Like Michael, last November I bought the HP Stream 7 Tablet. As Windows users everywhere were getting the button in the notification bar that you can reserve Windows 10 for your PC, the Stream 7 didn’t because it uses a compressed version of Windows 8.1. That does not mean it will not run the new OS.
Will you want to? The answer is maybe.
I followed instructions I found on the web to install the latest technical preview of Windows 10 on my Stream 7. These instructions also included making a copy of the Windows 8.1 image already on the tablet onto a thumb drive so that you may reload 8.1 later if you don’t like Windows 10. The only things you will need is a handful of thumb drives, a USB OTG cable, a powered USB hub and a mouse and keyboard. I won’t regurgitate the instructions here but the process is relatively painless with the exception that you will need to download the drivers for the tablet from the HP site and put them on a thumb drive. Other then that, it was like any Windows install you may have done.

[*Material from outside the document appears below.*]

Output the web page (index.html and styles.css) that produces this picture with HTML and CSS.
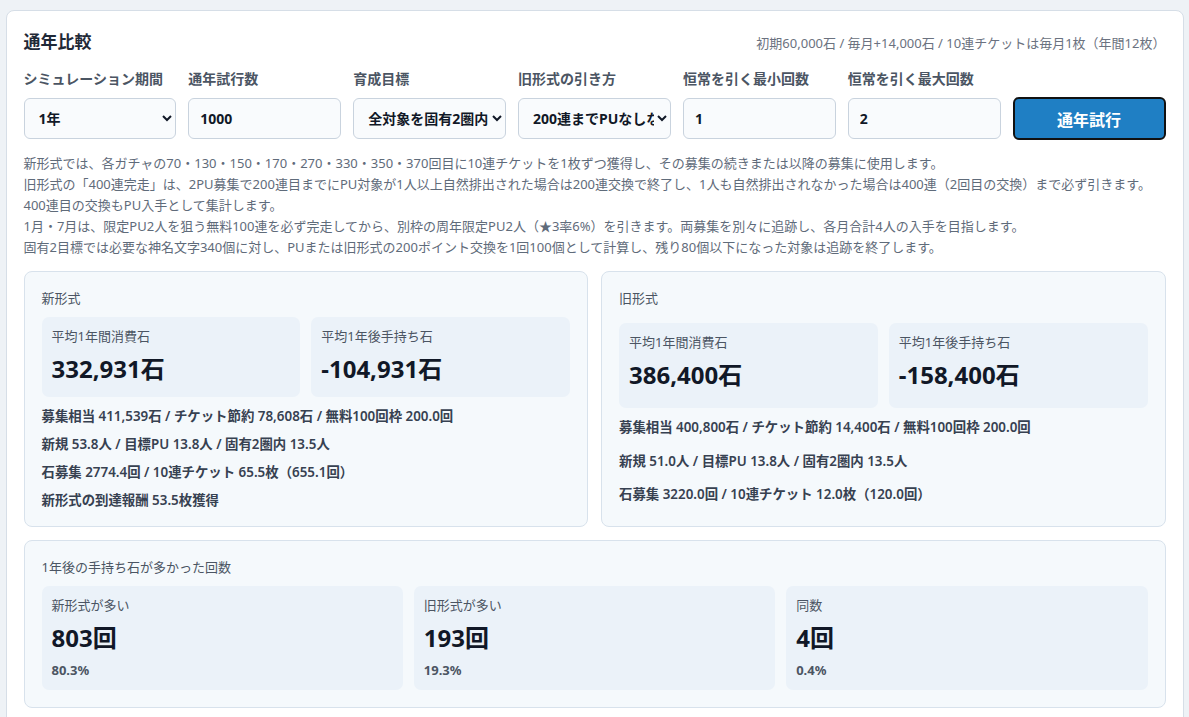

Windows 10 has brought back the start menu and also added the ability to switch back and forth from a tablet and a desktop interface. In both modes, you can view the start menu full screen. In desktop mode you can also use a smaller, more desktop version of the start menu. This smaller menu will be fine for laptops but on tablets like the Stream 7 it’s actually better to use the full screen menu. Tablet mode will make each app take up the entire screen which makes sense on a small tablet. Although it looks a little odd when running a install shield with an installer in a window. It blows the tiny window up but leaves considerable blank space as it doesn’t re-scale the controls to fit the screen. Although this is mostly with installers rather than apps like Office.
Speaking of office, I am trying the Office 2016 Preview as I subscribe to Office 365. Word, Excel and others all seem to work well on the tablet although it IS difficult to use. It’s obvious, to me, that Microsoft needs to and intends to make a tablet version of Office and the Stream 7 screams for it, but for now this will have to do.
Microsoft’s Edge Browser, formerly known as Project Spartan, runs ok on the Stream 7 and I actually like it quite a bit better than Internet Explorer, but I still installed Chrome. Somethings never change. 🙂
Other then that, I am hard press to find why this would be better than Windows 8 on a tablet. It still feels disjointed, but it’s less than the disjointedness of Windows 8.1. I think Windows 10 is a winner on a laptop or desktop. With or without a touchscreen. On tablet? That remains to be seen, but my feeling is that Microsoft would do better to make a separate version for tablets and phones apart from laptops and desktops. Insisting on one OS to run on everything doesn’t make sense at all. Oh they could and should use the Windows kernel everywhere, but each context doesn’t just need accommodation…it needs it’s complete interface…one where you never leave it and things never feel out-of-place. That’s where Apple and even Google are better. Android tablets don’t feel disjointed like this and neither does the iPad. Microsoft has some considerable work to do if they want to survive in the tablet and phone space.
Performance also was a bit anemic on the Stream 7. This could be because it’s not the final version of Windows 10 but I will keep this on my tablet until the final version is out. We’ll see if I keep it there or revert it back to Windows 8.1.